By daring to collect signatures for a peace petition, by going on TV to denounce the IRA, by meeting with representatives of the British government, she earns the suspicion and enmity of her neighbors even while alienating her browbeaten husband (Ciaran Hinds) and her eldest daughter, Annie (Nuala O'Neill), a 16-year-old whose growing independence and budding romance with a mysterious med student (Ciaran McMenamin) place her at a time in her life when she most needs a mother and not a political activist.

It's this precarious family dynamic that gives "Titanic Town" its potent emotional charge (the title is an allusion to the city where the ill-fated boat was built). As adapted for the screen by Anne Devlin (who herself lived in Andersontown in her teens), the movie is more than a polemic against entrenched enemies, although it certainly is that. It is also a complicated personal drama of relationships – parent/child, husband/wife and boyfriend/girlfriend.

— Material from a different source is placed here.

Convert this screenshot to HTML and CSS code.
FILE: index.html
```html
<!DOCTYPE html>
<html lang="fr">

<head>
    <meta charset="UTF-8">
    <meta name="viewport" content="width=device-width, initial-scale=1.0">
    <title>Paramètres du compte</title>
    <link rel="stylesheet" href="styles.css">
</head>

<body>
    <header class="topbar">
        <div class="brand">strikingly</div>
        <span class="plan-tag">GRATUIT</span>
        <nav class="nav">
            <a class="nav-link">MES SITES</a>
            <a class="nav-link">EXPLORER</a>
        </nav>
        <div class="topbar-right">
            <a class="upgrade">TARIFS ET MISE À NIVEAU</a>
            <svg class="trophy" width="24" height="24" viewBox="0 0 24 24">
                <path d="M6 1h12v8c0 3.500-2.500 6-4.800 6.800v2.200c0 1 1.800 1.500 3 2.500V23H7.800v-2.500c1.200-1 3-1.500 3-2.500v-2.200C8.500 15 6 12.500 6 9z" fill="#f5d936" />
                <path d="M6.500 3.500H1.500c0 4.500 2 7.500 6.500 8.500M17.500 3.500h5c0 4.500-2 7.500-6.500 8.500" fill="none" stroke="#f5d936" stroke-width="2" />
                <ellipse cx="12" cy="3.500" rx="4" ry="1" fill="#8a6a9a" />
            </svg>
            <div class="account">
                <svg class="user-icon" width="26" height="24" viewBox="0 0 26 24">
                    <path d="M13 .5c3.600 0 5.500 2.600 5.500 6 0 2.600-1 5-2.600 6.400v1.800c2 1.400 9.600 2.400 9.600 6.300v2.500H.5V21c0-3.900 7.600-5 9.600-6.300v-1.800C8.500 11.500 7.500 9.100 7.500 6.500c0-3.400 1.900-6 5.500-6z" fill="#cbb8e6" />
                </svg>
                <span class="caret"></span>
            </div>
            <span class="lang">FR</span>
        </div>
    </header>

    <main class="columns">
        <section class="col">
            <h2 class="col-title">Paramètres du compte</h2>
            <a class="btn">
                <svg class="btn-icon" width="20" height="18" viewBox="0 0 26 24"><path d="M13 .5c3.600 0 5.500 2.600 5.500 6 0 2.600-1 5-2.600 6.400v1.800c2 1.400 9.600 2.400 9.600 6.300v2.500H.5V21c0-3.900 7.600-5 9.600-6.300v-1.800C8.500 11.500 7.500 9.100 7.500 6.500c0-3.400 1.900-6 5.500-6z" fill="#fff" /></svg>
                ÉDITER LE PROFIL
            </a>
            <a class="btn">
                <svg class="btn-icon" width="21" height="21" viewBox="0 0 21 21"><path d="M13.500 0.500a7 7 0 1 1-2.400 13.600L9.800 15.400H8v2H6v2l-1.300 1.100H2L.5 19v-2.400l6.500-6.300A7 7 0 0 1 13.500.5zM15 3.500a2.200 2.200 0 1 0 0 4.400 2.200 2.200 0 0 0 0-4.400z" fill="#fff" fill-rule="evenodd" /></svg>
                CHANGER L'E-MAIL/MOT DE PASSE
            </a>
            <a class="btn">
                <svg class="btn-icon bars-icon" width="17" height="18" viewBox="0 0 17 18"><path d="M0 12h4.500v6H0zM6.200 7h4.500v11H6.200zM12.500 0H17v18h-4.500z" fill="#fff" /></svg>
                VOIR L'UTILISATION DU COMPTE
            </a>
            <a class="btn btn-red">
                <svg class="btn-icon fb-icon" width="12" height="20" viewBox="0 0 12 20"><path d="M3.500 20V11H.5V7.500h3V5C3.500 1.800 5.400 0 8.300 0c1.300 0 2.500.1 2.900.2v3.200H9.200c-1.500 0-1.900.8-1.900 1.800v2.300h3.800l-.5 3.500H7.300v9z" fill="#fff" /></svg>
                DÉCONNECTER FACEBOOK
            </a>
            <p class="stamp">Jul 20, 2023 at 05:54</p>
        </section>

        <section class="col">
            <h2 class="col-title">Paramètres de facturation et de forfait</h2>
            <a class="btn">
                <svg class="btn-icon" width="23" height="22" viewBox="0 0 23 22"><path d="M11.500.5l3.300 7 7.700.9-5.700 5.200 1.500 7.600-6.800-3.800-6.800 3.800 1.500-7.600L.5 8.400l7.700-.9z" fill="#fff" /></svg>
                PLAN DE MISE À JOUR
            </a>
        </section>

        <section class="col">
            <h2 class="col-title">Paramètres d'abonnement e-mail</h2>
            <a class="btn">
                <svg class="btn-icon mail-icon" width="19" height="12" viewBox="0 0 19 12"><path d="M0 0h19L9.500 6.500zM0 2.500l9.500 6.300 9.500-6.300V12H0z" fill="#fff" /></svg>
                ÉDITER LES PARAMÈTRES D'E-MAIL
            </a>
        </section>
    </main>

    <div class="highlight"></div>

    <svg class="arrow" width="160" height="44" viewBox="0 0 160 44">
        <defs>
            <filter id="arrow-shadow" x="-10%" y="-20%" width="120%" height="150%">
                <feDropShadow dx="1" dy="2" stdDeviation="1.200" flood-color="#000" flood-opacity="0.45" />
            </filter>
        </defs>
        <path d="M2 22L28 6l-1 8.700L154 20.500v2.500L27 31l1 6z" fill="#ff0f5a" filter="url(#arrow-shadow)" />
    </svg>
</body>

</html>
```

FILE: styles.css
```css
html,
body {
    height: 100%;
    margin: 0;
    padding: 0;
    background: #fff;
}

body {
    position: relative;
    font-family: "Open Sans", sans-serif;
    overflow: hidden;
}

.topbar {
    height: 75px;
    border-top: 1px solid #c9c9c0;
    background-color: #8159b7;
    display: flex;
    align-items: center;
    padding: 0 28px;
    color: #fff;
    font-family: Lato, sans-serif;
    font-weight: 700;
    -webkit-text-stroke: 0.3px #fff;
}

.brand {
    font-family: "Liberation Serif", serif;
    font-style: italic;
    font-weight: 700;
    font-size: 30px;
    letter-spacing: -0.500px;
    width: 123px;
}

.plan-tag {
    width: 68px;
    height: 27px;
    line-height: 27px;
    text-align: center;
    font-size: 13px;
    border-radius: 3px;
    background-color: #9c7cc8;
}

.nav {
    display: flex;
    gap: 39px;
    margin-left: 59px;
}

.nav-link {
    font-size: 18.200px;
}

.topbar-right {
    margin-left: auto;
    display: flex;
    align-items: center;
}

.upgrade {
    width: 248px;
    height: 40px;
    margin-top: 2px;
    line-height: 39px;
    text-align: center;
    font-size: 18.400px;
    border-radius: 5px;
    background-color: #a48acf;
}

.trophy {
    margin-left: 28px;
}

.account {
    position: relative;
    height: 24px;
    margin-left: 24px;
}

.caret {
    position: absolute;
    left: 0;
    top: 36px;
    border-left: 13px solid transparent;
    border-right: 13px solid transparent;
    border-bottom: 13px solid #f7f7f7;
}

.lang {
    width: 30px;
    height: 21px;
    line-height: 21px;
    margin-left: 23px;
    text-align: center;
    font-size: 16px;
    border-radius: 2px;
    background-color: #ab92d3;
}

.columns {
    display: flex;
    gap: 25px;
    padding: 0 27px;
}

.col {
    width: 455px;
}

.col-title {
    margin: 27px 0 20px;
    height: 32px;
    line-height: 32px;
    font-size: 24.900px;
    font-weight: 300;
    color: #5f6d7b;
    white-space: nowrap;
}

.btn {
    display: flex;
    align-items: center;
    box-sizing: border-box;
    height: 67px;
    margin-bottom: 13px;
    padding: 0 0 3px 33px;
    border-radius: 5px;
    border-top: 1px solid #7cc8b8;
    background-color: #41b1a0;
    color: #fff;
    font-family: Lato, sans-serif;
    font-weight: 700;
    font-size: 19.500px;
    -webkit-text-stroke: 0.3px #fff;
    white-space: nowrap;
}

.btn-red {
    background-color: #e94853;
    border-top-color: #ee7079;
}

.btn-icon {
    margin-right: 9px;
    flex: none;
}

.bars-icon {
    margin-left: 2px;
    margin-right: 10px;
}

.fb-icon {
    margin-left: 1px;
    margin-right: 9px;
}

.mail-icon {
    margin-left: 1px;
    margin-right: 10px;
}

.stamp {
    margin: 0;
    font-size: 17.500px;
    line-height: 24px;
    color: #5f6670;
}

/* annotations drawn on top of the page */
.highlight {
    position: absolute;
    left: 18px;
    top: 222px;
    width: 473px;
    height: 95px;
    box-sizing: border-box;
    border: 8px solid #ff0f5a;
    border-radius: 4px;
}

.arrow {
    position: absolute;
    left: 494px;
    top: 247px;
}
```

As riveting as the drama on the larger stage is, Devlin and director Michell know that in order to hit with the most universal impact, their story must work on an intimate level as well, as the stress, the mistrust, the lies and the betrayals of the combatants in the field infiltrate the walls of the home and fracture the bonds between loved ones.

All is not entirely bleak, however. There's a vein of gallows humor that runs through "Titanic Town," leavening the heavy subject matter with the laugh of a condemned man and injecting its message of condemnation with hope. Across the board, the acting is of the highest caliber: Walters has just the right air of reluctant determination, and newcomer O'Neill scorches a sharp arc from innocence to disillusionment to forgiveness.

Kicking off a new series of critically acclaimed works coming this fall to the Foundry Theater courtesy of film distributor The Shooting Gallery, "Titanic Town" covers some very dark ground indeed, but in its heart burns the indomitable flame of the human spirit.

TITANIC TOWN (NR, 101 minutes) – Contains obscenity and sectarian violence.